◆ SUPPLIED DATA ◆
** START **

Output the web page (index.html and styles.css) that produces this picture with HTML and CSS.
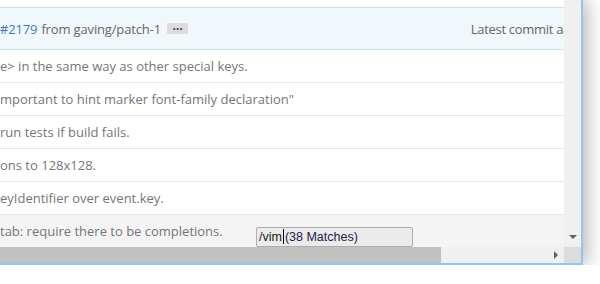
FILE: index.html
```html
<!DOCTYPE html>
<html>
<head>
    <title>Commits - vimium</title>
    <link rel="stylesheet" href="styles.css">
</head>
<body>
    <div class="window">
        <div class="viewport">
            <div class="top-gap"></div>
            <div class="commit-header">
                <div class="merge-title">
                    <a class="issue-link" href="#">#2179</a> from gaving/patch-1<span class="ellipsis">&hellip;</span>
                </div>
                <div class="latest">Latest commit aa</div>
            </div>
            <ul class="commit-list">
                <li class="commit">e&gt; in the same way as other special keys.</li>
                <li class="commit">mportant to hint marker font-family declaration"</li>
                <li class="commit">run tests if build fails.</li>
                <li class="commit">ons to 128x128.</li>
                <li class="commit">eyIdentifier over event.key.</li>
                <li class="commit hovered">tab: require there to be completions.</li>
            </ul>
            <div class="vimium-hud"><span class="query">/vim</span><span class="caret"></span><span class="matches">(38 Matches)</span></div>
        </div>
        <div class="vscroll">
            <span class="arrow-down"></span>
        </div>
        <div class="hscroll">
            <div class="thumb"></div>
            <span class="arrow-right"></span>
        </div>
        <div class="corner"></div>
    </div>
</body>
</html>
```

FILE: styles.css
```css
body {
    margin: 0;
    background: #ffffff;
    font-family: "Open Sans", "Noto Sans", sans-serif;
    overflow: hidden;
}
.window {
    width: 581px;
    height: 263px;
    display: grid;
    grid-template-columns: 564px 17px;
    grid-template-rows: 247px 16px;
    border-right: 2px solid #94c6f0;
    border-bottom: 2px solid #94c6f0;
    box-shadow: 4px 0 18px rgba(0,0,0,0.3);
    background: #fff;
}
.viewport {
    position: relative;
    overflow: hidden;
    background: #fff;
}
.top-gap {
    height: 7px;
}
.commit-header {
    display: flex;
    justify-content: space-between;
    align-items: center;
    height: 41px;
    background: #f1f8fb;
    border-top: 1px solid #c9e0ee;
    border-bottom: 1px solid #c9e0ee;
    font-size: 13px;
    color: #666;
    white-space: nowrap;
}
.merge-title {
    display: flex;
    align-items: center;
    gap: 4px;
    letter-spacing: -0.15px;
}
.issue-link {
    color: #4078c0;
    text-decoration: none;
}
.ellipsis {
    display: inline-block;
    width: 21px;
    height: 11px;
    line-height: 5px;
    margin-left: 2px;
    background: #dddddd;
    color: #444;
    font-weight: bold;
    font-size: 12px;
    text-align: center;
    border-radius: 1px;
}
.latest {
    margin-right: -6px;
    letter-spacing: -0.3px;
}
.commit-list {
    list-style: none;
    margin: 0;
    padding: 0;
}
.commit {
    height: 32px;
    line-height: 32px;
    border-bottom: 1px solid #e8e8e8;
    font-size: 13px;
    color: #767676;
    white-space: nowrap;
}
.commit.hovered {
    background: #f4f4f4;
    height: 40px;
    line-height: 33px;
    border-bottom: none;
}
.vimium-hud {
    position: absolute;
    left: 256px;
    top: 227px;
    width: 153px;
    height: 18px;
    border: 1px solid #adadad;
    border-radius: 2px;
    background: #ebebeb;
    font-family: "Liberation Sans", Arial, sans-serif;
    font-size: 12.5px;
    line-height: 18px;
    padding-left: 2px;
    white-space: nowrap;
}
.query {
    color: #1a1a1a;
}
.caret {
    display: inline-block;
    width: 1px;
    height: 15px;
    background: #000;
    vertical-align: -3px;
    margin: 0 1px;
}
.matches {
    color: #22224a;
}
.vscroll {
    position: relative;
    background: #f0f0f0;
}
.arrow-down {
    position: absolute;
    left: 5px;
    bottom: 8px;
    width: 0;
    height: 0;
    border-left: 4px solid transparent;
    border-right: 4px solid transparent;
    border-top: 4px solid #606060;
}
.hscroll {
    position: relative;
    background: #f0f0f0;
    display: flex;
    align-items: center;
}
.thumb {
    width: 441px;
    height: 16px;
    background: #c1c1c1;
}
.arrow-right {
    position: absolute;
    right: 6px;
    top: 4px;
    width: 0;
    height: 0;
    border-top: 4px solid transparent;
    border-bottom: 4px solid transparent;
    border-left: 4px solid #606060;
}
.corner {
    background: #dcdcdc;
}
```
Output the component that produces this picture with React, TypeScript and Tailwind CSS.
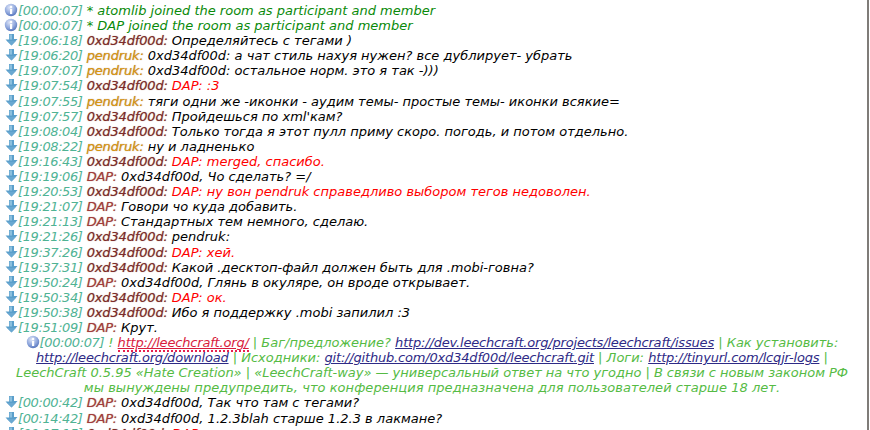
import React from "react";

type Row = { time: string; icon?: "info" | "msg"; nick?: "dark" | "gold" | "dap"; name?: string; text?: string; red?: boolean; green?: boolean };

const ME = "0xd34df00d";

const rows: Row[] = [
  { time: "00:00:07", icon: "info", green: true, text: "* atomlib joined the room as participant and member" },
  { time: "00:00:07", icon: "info", green: true, text: "* DAP joined the room as participant and member" },
  { time: "19:06:18", nick: "dark", name: ME, text: "Определяйтесь с тегами )" },
  { time: "19:06:20", nick: "gold", name: "pendruk", text: "0xd34df00d: а чат стиль нахуя нужен? все дублирует- убрать" },
  { time: "19:07:07", nick: "gold", name: "pendruk", text: "0xd34df00d: остальное норм. это я так -)))" },
  { time: "19:07:54", nick: "dark", name: ME, red: true, text: "DAP: :3" },
  { time: "19:07:55", nick: "gold", name: "pendruk", text: "тяги одни же -иконки - аудим темы- простые темы- иконки всякие=" },
  { time: "19:07:57", nick: "dark", name: ME, text: "Пройдешься по xml'кам?" },
  { time: "19:08:04", nick: "dark", name: ME, text: "Только тогда я этот пулл приму скоро. погодь, и потом отдельно." },
  { time: "19:08:22", nick: "gold", name: "pendruk", text: "ну и ладненько" },
  { time: "19:16:43", nick: "dark", name: ME, red: true, text: "DAP: merged, спасибо." },
  { time: "19:19:06", nick: "dap", name: "DAP", text: "0xd34df00d, Чо сделать? =/" },
  { time: "19:20:53", nick: "dark", name: ME, red: true, text: "DAP: ну вон pendruk справедливо выбором тегов недоволен." },
  { time: "19:21:07", nick: "dap", name: "DAP", text: "Говори чо куда добавить." },
  { time: "19:21:13", nick: "dap", name: "DAP", text: "Стандартных тем немного, сделаю." },
  { time: "19:21:26", nick: "dark", name: ME, text: "pendruk:" },
  { time: "19:37:26", nick: "dark", name: ME, red: true, text: "DAP: хей." },
  { time: "19:37:31", nick: "dark", name: ME, text: "Какой .десктоп-файл должен быть для .mobi-говна?" },
  { time: "19:50:24", nick: "dap", name: "DAP", text: "0xd34df00d, Глянь в окуляре, он вроде открывает." },
  { time: "19:50:34", nick: "dark", name: ME, red: true, text: "DAP: ок." },
  { time: "19:50:38", nick: "dark", name: ME, text: "Ибо я поддержку .mobi запилил :3" },
  { time: "19:51:09", nick: "dap", name: "DAP", text: "Крут." },
];

const after: Row[] = [
  { time: "00:00:42", nick: "dap", name: "DAP", text: "0xd34df00d, Так что там с тегами?" },
  { time: "00:14:42", nick: "dap", name: "DAP", text: "0xd34df00d, 1.2.3blah старше 1.2.3 в лакмане?" },
  { time: "00:17:15", nick: "dark", name: ME, red: true, text: "DAP: нуу" },
];

const nickClass = {
  dark: "text-[#7d2a2a]",
  gold: "text-[#d9960f]",
  dap: "text-[#a33c3c]",
};

const InfoIcon = () => (
  <svg width="14" height="14" viewBox="0 0 14 14" className="inline-block shrink-0 align-top">
    <defs>
      <radialGradient id="infoBall" cx="40%" cy="30%" r="75%">
        <stop offset="0" stopColor="#dfe6f8" />
        <stop offset="0.6" stopColor="#8ea6dc" />
        <stop offset="1" stopColor="#4f6fb8" />
      </radialGradient>
    </defs>
    <circle cx="7" cy="7" r="6.2" fill="url(#infoBall)" />
    <rect x="6" y="6" width="2.2" height="5" fill="#fff" />
    <circle cx="7.1" cy="4" r="1.2" fill="#fff" />
  </svg>
);

const MsgIcon = () => (
  <svg width="14" height="14" viewBox="0 0 14 14" className="inline-block shrink-0 align-top">
    <path d="M5 1h5v5h3.5L9 11 7.5 12.5 1.5 6.5H5z" fill="#5b9fcb" />
    <path d="M5.5 1.5h2.5v5H5.5z" fill="#8cc0de" />
    <path d="M3 8h9l-4.5 4.5z" fill="#6fadd3" opacity="0.7" />
  </svg>
);

const Line = ({ r }: { r: Row }) => (
  <div className="whitespace-nowrap pl-[4px]">
    {r.icon === "info" ? <InfoIcon /> : <MsgIcon />}
    <span className="tracking-[-0.4px] text-[#4fb394]">[{r.time}]</span>{" "}
    {r.name && (
      <span className={`${nickClass[r.nick!]} tracking-[-0.15px] [text-shadow:0_0_1px_rgba(120,60,20,0.6)]`}>{r.name}: </span>
    )}
    <span className={r.red ? "text-[#ff0000]" : r.green ? "text-[#0a8a0a]" : "text-black"}>{r.text}</span>
  </div>
);

const Link = ({ children }: { children: React.ReactNode }) => (
  <span className="text-[#2e2a86] underline tracking-[-0.18px]">{children}</span>
);

export default function App() {
  return (
    <div className="h-[430px] w-[870px] overflow-hidden bg-white">
      <div className="h-full w-[869px] overflow-hidden border-r-2 border-[#7f7c78] pt-[3px] font-['DejaVu_Sans',sans-serif] text-[13px] italic leading-[15.1px]">
        {rows.map((r, i) => (
          <Line key={i} r={r} />
        ))}
        <div className="pl-[14px] pr-[17px] text-center text-[#55bb44]">
          <InfoIcon />
          <span className="tracking-[-0.4px] text-[#4fb394]">[00:00:07]</span> !{" "}
          <span className="border-b-2 border-dotted border-[#e8204f] text-[#d81b3c] underline tracking-[-0.18px]">http://leechcraft.org/</span> | Баг/предложение?{" "}
          <Link>http://dev.leechcraft.org/projects/leechcraft/issues</Link> | Как установить:
          <br />
          <Link>http://leechcraft.org/download</Link> | Исходники: <Link>git://github.com/0xd34df00d/leechcraft.git</Link> | Логи:{" "}
          <Link>http://tinyurl.com/lcqjr-logs</Link> |
          <br />
          <span className="tracking-[-0.03px]">LeechCraft 0.5.95 «Hate Creation» | «LeechCraft-way» — универсальный ответ на что угодно | В связи с новым законом РФ</span>
          <br />
          <span className="tracking-[0.05px]">мы вынуждены предупредить, что конференция предназначена для пользователей старше 18 лет.</span>
        </div>
        {after.map((r, i) => (
          <Line key={i} r={r} />
        ))}
      </div>
    </div>
  );
}
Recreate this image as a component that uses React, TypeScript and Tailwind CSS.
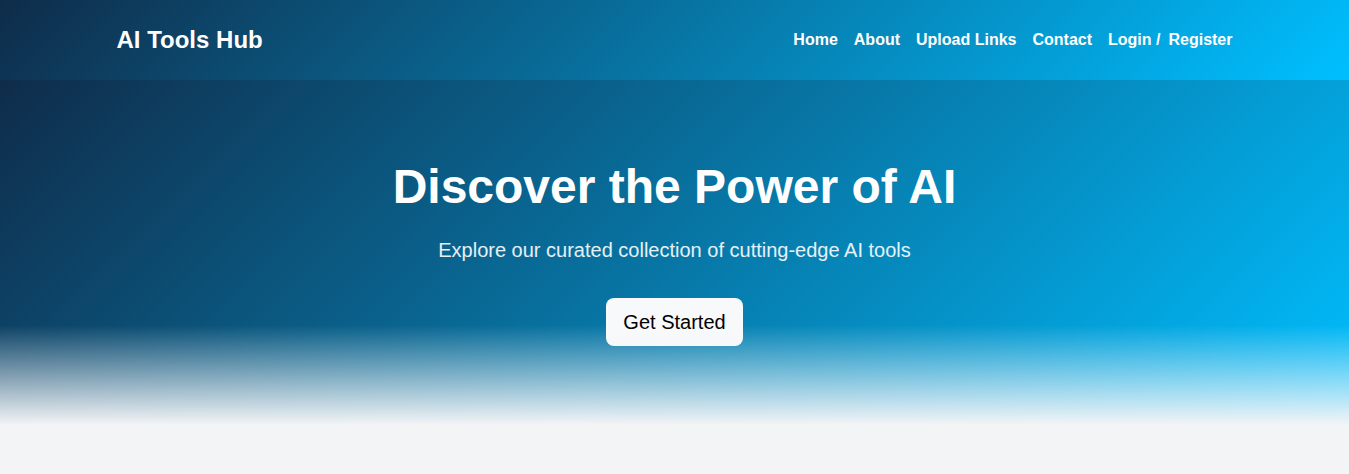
import React from 'react';

const navLinks = ['Home', 'About', 'Upload Links', 'Contact'];

function Header() {
  return (
    <header className="h-20 bg-[linear-gradient(135deg,#0f2c4a,#00bfff)]">
      <div className="mx-auto flex h-full max-w-[1140px] items-center justify-between px-3">
        <a href="#" className="text-2xl font-bold text-white">
          AI Tools Hub
        </a>
        <nav className="flex items-center gap-4 text-base font-bold text-white">
          {navLinks.map((link) => (
            <a key={link} href="#">
              {link}
            </a>
          ))}
          <div className="flex items-center gap-2">
            <a href="#">Login /</a>
            <a href="#">Register</a>
          </div>
        </nav>
      </div>
    </header>
  );
}

function Hero() {
  return (
    <section className="relative h-[345px] bg-[linear-gradient(135deg,#0f2c4a,#00bfff)]">
      <div className="flex flex-col items-center pt-[78px] text-center">
        <h1 className="text-5xl leading-[1.2] font-bold text-white">Discover the Power of AI</h1>
        <p className="mt-[19px] text-xl leading-[30px] text-white/90">
          Explore our curated collection of cutting-edge AI tools
        </p>
        <button className="mt-[33px] flex h-12 items-center rounded-lg bg-[#f8f9fa] px-[17px] text-xl text-black">
          Get Started
        </button>
      </div>
      {/* fade into the page */}
      <div className="absolute inset-x-0 bottom-0 h-[100px] bg-gradient-to-b from-transparent to-[#f3f4f6]" />
    </section>
  );
}

export default function App() {
  return (
    <div className="min-h-screen bg-[#f3f4f6] font-['Liberation_Sans',Arial,sans-serif]">
      <Header />
      <Hero />
    </div>
  );
}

** END **

◆ JOB ◆
Look through the entries and return every line where "this" appears.

◆ RESULT OF THE TASK ◆
Output the web page (index.html and styles.css) that produces this picture with HTML and CSS.
Output the component that produces this picture with React, TypeScript and Tailwind CSS.
Recreate this image as a component that uses React, TypeScript and Tailwind CSS.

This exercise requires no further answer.